● **Data extract**

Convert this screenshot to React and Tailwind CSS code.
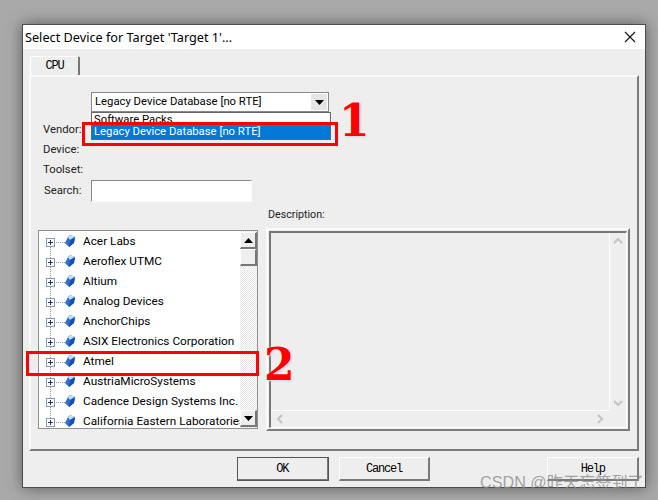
import React from 'react';

const vendors = [
  'Acer Labs',
  'Aeroflex UTMC',
  'Altium',
  'Analog Devices',
  'AnchorChips',
  'ASIX Electronics Corporation',
  'Atmel',
  'AustriaMicroSystems',
  'Cadence Design Systems Inc.',
  'California Eastern Laboratories',
];

const ArrowDown = () => (
  <svg width="9" height="5" viewBox="0 0 9 5"><path d="M0 0h9L4.5 5z" fill="#000" /></svg>
);
const ArrowUp = () => (
  <svg width="9" height="5" viewBox="0 0 9 5"><path d="M0 5h9L4.5 0z" fill="#000" /></svg>
);
const Chevron = ({ d }) => (
  <svg width="10" height="10" viewBox="0 0 10 10" fill="none"><path d={d} stroke="#c4c4c4" strokeWidth="2" /></svg>
);

const Gem = () => (
  <svg width="10" height="12" viewBox="0 0 10 12" className="block shrink-0">
    <path d="M5 0l5 2-1 6-5 4-4-4 3-6z" fill="#2f6fd0" />
    <path d="M5 0l5 2-5 3-2-3z" fill="#bfe0fb" />
    <path d="M5 5l5-3-1 6-5 4z" fill="#1a4fae" />
  </svg>
);

const TreeRow = ({ name, first }) => (
  <div className="relative flex h-[20px] items-center pl-[7px] whitespace-nowrap">
    {!first && <span className="absolute left-[11px] top-[-6px] h-[12px] border-l border-dotted border-[#999]" />}
    <span className="relative flex h-[9px] w-[9px] shrink-0 items-center justify-center border border-[#8a9ab0] bg-white">
      <span className="absolute h-px w-[5px] bg-[#23346e]" />
      <span className="absolute h-[5px] w-px bg-[#23346e]" />
    </span>
    <span className="ml-px w-[9px] shrink-0 border-t border-dotted border-[#999]" />
    <span className="mb-[3px] shrink-0"><Gem /></span>
    <span className="ml-[8px] shrink-0 text-[11.8px] leading-none text-black">{name}</span>
  </div>
);

const DialogButton = ({ label, isDefault, className }) => (
  <button
    className={`flex h-[24px] w-[92px] items-center justify-center bg-[#eee] font-['Liberation_Mono',monospace] text-[12px] tracking-[-1.2px] text-black border-t border-l border-t-white border-l-white border-r-2 border-b-2 border-r-[#7a7a7a] border-b-[#7a7a7a] ${isDefault ? 'outline outline-[#555] -outline-offset-1' : ''} ${className || ''}`}
  >
    {label}
  </button>
);

const App = () => {
  return (
    <div className="relative h-[500px] w-[658px] overflow-hidden bg-[#a9a9a9] pl-[22px] pt-[24px] font-['Roboto',sans-serif]">
      <div className="flex h-[464px] w-[624px] flex-col border border-[#4d4d4d] bg-[#eee] shadow-[0_0_14px_rgba(0,0,0,0.45)]">
        {/* title bar */}
        <div className="flex h-[24px] shrink-0 items-center justify-between bg-white pl-[2px] pr-[9px]">
          <span className="font-['Noto_Sans',sans-serif] text-[12.7px] leading-none text-black">Select Device for Target 'Target 1'...</span>
          <svg width="12" height="12" viewBox="0 0 12 12"><path d="M1 1l10 10M11 1L1 11" stroke="#111" strokeWidth="1.1" /></svg>
        </div>

        <div className="flex flex-1 flex-col px-[6px] pt-[7px]">
          {/* tab */}
          <div className="ml-[1px] flex h-[19px] w-[50px] items-center justify-center rounded-t-[2px] border-t border-l border-t-white border-l-white border-r-2 border-r-[#777] font-['Liberation_Mono',monospace] text-[12px] tracking-[-1.2px] text-black">
            CPU
          </div>

          {/* panel */}
          <div className="relative flex h-[376px] w-[610px] flex-col border-t-2 border-l-2 border-t-[#fafafa] border-l-[#fafafa] border-r-2 border-b-2 border-r-[#7c7c7c] border-b-[#7c7c7c] pl-[12px] pt-[15px] text-[11.3px] text-[#222]">
            {/* combo */}
            <div className="ml-[48px] flex h-[20px] w-[238px] items-center justify-between border border-[#8a8a8a] bg-white pl-[3px] pr-px">
              <span className="leading-none text-black">Legacy Device Database [no RTE]</span>
              <span className="flex h-[16px] w-[16px] items-center justify-center bg-[#e6e6e6]"><ArrowDown /></span>
            </div>

            <div className="mt-[8px] flex h-[20px] items-center">Vendor:</div>
            <div className="flex h-[20px] items-center">Device:</div>
            <div className="flex h-[20px] items-center">Toolset:</div>
            <div className="flex h-[22px] items-center">
              <span className="w-[48px] pl-px">Search:</span>
              <div className="h-[22px] w-[161px] border border-[#8a8a8a] border-r-[#fafafa] border-b-[#fafafa] bg-white" />
            </div>
            <div className="ml-[225px] mt-[4px] h-[18px] text-[10.7px] leading-[18px]">Description:</div>

            {/* tree + description */}
            <div className="mt-[6px] flex items-start">
              <div className="-ml-[5px] flex h-[199px] w-[220px] overflow-hidden border border-[#8f8f8f] bg-white">
                <div className="w-[201px] shrink-0 overflow-hidden pt-px">
                  {vendors.map((name, i) => (
                    <TreeRow key={name} name={name} first={i === 0} />
                  ))}
                </div>
                <div className="flex w-[17px] shrink-0 flex-col bg-[repeating-conic-gradient(#e4e4e4_0_25%,#fff_0_50%)] bg-[length:2px_2px] py-px">
                  <div className="flex h-[17px] items-center justify-center border-t border-l border-t-white border-l-white border-r-2 border-b-2 border-r-[#777] border-b-[#777] bg-[#eee]"><ArrowUp /></div>
                  <div className="h-[17px] border-t border-l border-t-white border-l-white border-r-2 border-b-2 border-r-[#777] border-b-[#777] bg-[#eee]" />
                  <div className="flex-1" />
                  <div className="flex h-[17px] items-center justify-center border-t border-l border-t-white border-l-white border-r-2 border-b-2 border-r-[#777] border-b-[#777] bg-[#eee]"><ArrowDown /></div>
                </div>
              </div>

              <div className="-mt-[2px] ml-[8px] flex h-[203px] w-[364px] flex-col border-t-2 border-l-2 border-t-[#fafafa] border-l-[#fafafa] border-r-2 border-b-2 border-r-[#7c7c7c] border-b-[#7c7c7c] p-px">
                <div className="flex h-full flex-col border-t-2 border-l-2 border-t-[#777] border-l-[#777] border-r border-b border-r-white border-b-white">
                  <div className="flex flex-1">
                    <div className="flex-1 border-r border-b border-white" />
                    <div className="flex w-[16px] flex-col items-center justify-between py-[3px]">
                      <Chevron d="M1 7l4-4 4 4" />
                      <Chevron d="M1 3l4 4 4-4" />
                    </div>
                  </div>
                  <div className="flex h-[16px] items-center justify-between pl-[4px] pr-[21px]">
                    <Chevron d="M7 1L3 5l4 4" />
                    <Chevron d="M3 1l4 4-4 4" />
                  </div>
                </div>
              </div>
            </div>
          </div>

          {/* buttons */}
          <div className="mt-[6px] flex">
            <DialogButton label="OK" isDefault className="ml-[208px]" />
            <DialogButton label="Cancel" className="ml-[10px]" />
            <DialogButton label="Help" className="ml-[117px]" />
          </div>
        </div>
      </div>

      {/* open dropdown */}
      <div className="absolute left-[91px] top-[112px] h-[28px] w-[240px] overflow-hidden border border-[#666] bg-white text-[11.3px] leading-none">
        <div className="h-[12px] pl-[2px] pt-px text-black">Software Packs</div>
        <div className="flex h-[14px] items-center bg-[#0078d7] pl-[2px] text-white">Legacy Device Database [no RTE]</div>
      </div>

      {/* annotations */}
      <div className="absolute left-[82px] top-[122px] h-[24px] w-[256px] border-[3px] border-[#f00]" />
      <div className="absolute left-[26px] top-[351px] h-[25px] w-[233px] border-[3px] border-[#f00]" />
      <div className="absolute left-[339px] top-[99px] font-['DejaVu_Serif',serif] text-[44px] font-bold leading-none text-[#f00] [text-shadow:0_0_2px_#fff,1px_1px_2px_#ccc]">1</div>
      <div className="absolute left-[264px] top-[343px] font-['DejaVu_Serif',serif] text-[44px] font-bold leading-none text-[#f00] [text-shadow:0_0_2px_#fff,1px_1px_2px_#ccc]">2</div>

      {/* watermark */}
      <div className="absolute left-[480px] top-[472px] whitespace-nowrap font-['Liberation_Sans','Noto_Sans_CJK_SC',sans-serif] text-[16.2px] leading-[20px] text-[#8c8c8c]/80">CSDN @昨天忘签到了</div>
    </div>
  );
};

export default App;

● **What to produce**
Tell how many lines include "React". The number is the whole answer.

● **Finished exercise**
2